The Brotherhood's Revolt and Baseball At The Pyramids

I'm back on Deadspin today, with a bit of forgotten baseball history that I've been digging into for the last few months. It's got it all: moustaches, old-fashioned racism, and a cloak-and-dagger labor war. What more could you want?

The bulletin was posted on the evening of February 8, 1889, in the lobby of Cairo's Hotel d'Orient:

Base-ball at the Pyramids. The Chicago and All-America teams, comprising the Spalding base-ball party, will please report in the hotel office, in uniform, promptly at ten o'clock to-morrow morning. We shall leave for the hotel at that hour, camels having been provided for the All-Americas and donkeys for the Chicago players, with carriages for the balance of the party. The Pyramids will be inspected, the Sphinx visited, and a game played upon the desert near by, beginning at 2 o'clock.

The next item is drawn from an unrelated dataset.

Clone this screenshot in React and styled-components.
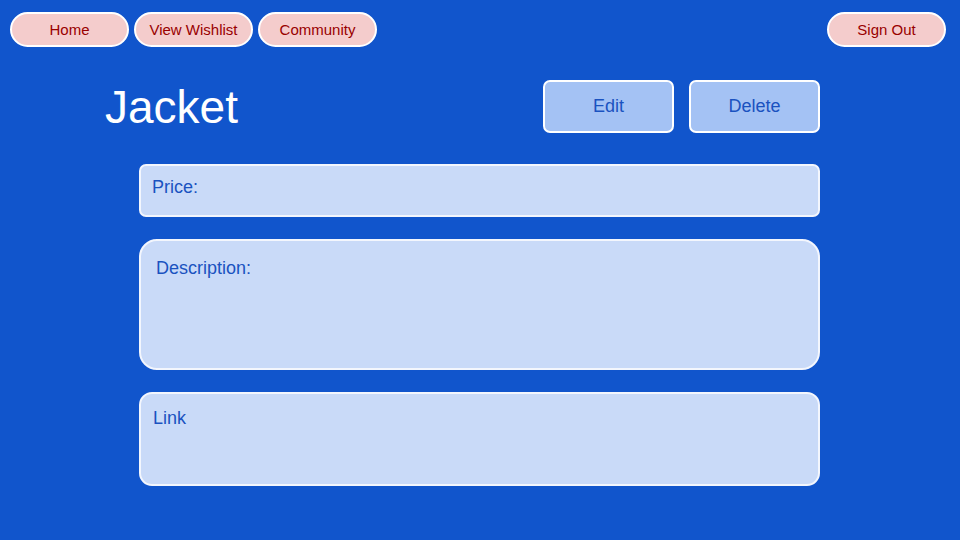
import styled, { createGlobalStyle } from "styled-components";

const GlobalStyle = createGlobalStyle`
  * {
    box-sizing: border-box;
  }
  body {
    margin: 0;
    background-color: #1155cc;
    font-family: "Liberation Sans", Arial, sans-serif;
  }
`;

const Page = styled.div`
  width: 960px;
  height: 540px;
  background-color: #1155cc;
  overflow: hidden;
`;
const NavBar = styled.nav`
  display: flex;
  justify-content: space-between;
  padding: 12px 14px 0 10px;
`;
const NavGroup = styled.div`
  display: flex;
  gap: 5px;
`;
const NavPill = styled.button`
  width: 119px;
  height: 35px;
  border: 2px solid #ffffff;
  border-radius: 18px;
  background-color: #f4cccc;
  color: #990000;
  font-family: "Liberation Sans", Arial, sans-serif;
  font-size: 15px;
  padding: 0;
  cursor: pointer;
`;
const Main = styled.main`
  width: 715px;
  margin: 33px 0 0 105px;
`;
const Header = styled.div`
  display: flex;
  justify-content: space-between;
  align-items: center;
  height: 52px;
`;
const Title = styled.h1`
  margin: 0;
  padding-top: 2px;
  color: #ffffff;
  font-size: 46px;
  font-weight: 400;
  line-height: 1;
`;
const Actions = styled.div`
  display: flex;
  gap: 15px;
`;
const ActionButton = styled.button`
  width: 131px;
  height: 53px;
  border: 2px solid #ffffff;
  border-radius: 7px;
  background-color: #a4c2f4;
  color: #1a52c0;
  font-family: "Liberation Sans", Arial, sans-serif;
  font-size: 18px;
  cursor: pointer;
`;
const Fields = styled.div`
  display: flex;
  flex-direction: column;
  gap: 22px;
  margin: 32px 0 0 34px;
`;
const Field = styled.div`
  height: ${({ $height }) => $height}px;
  padding: ${({ $pad }) => $pad};
  border: 2px solid #f3f6fd;
  border-radius: ${({ $radius }) => $radius}px;
  background-color: #c9daf8;
  color: #1a52c0;
  font-size: 18px;
`;

const App = () => {
  return (
    <Page>
      <GlobalStyle />
      <NavBar>
        <NavGroup>
          <NavPill>Home</NavPill>
          <NavPill>View Wishlist</NavPill>
          <NavPill>Community</NavPill>
        </NavGroup>
        <NavPill>Sign Out</NavPill>
      </NavBar>
      <Main>
        <Header>
          <Title>Jacket</Title>
          <Actions>
            <ActionButton>Edit</ActionButton>
            <ActionButton>Delete</ActionButton>
          </Actions>
        </Header>
        <Fields>
          <Field $height={53} $radius={7} $pad="11px 11px">
            Price:
          </Field>
          <Field $height={131} $radius={18} $pad="17px 15px">
            Description:
          </Field>
          <Field $height={94} $radius={13} $pad="14px 12px">
            Link
          </Field>
        </Fields>
      </Main>
    </Page>
  );
};

export default App;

Around the notice huddled 20 travel-weary ballplayers, baseball missionaries brought by Albert Spalding to spread the national pastime around the globe. They had traveled from Hawaii to Australia, from Ceylon to the Suez, exhibiting their game—and Spalding's sporting equipment—whenever they got the chance. In Australia they had played for thousands, but in Cairo they were curiosities who passed their time like all American travelers: shopping in the bazaars, screaming at beggars and complaining about the food. Tomorrow would come an exhibition that nobody asked for, which remains one of the strangest in the history of American sport.

Among them was one whose mind was not on sightseeing. John Montgomery Ward—shortstop, lawyer, and president of the nascent players' union—was transfixed by a short item in the American newspaper, the first he had seen in months, which said that the National League had taken advantage of his absence to enact a salary cap that would cut his income in half. As his teammates prepared to greet the Sphinx, the most remarkable mind in baseball was taking the first steps to a revolution.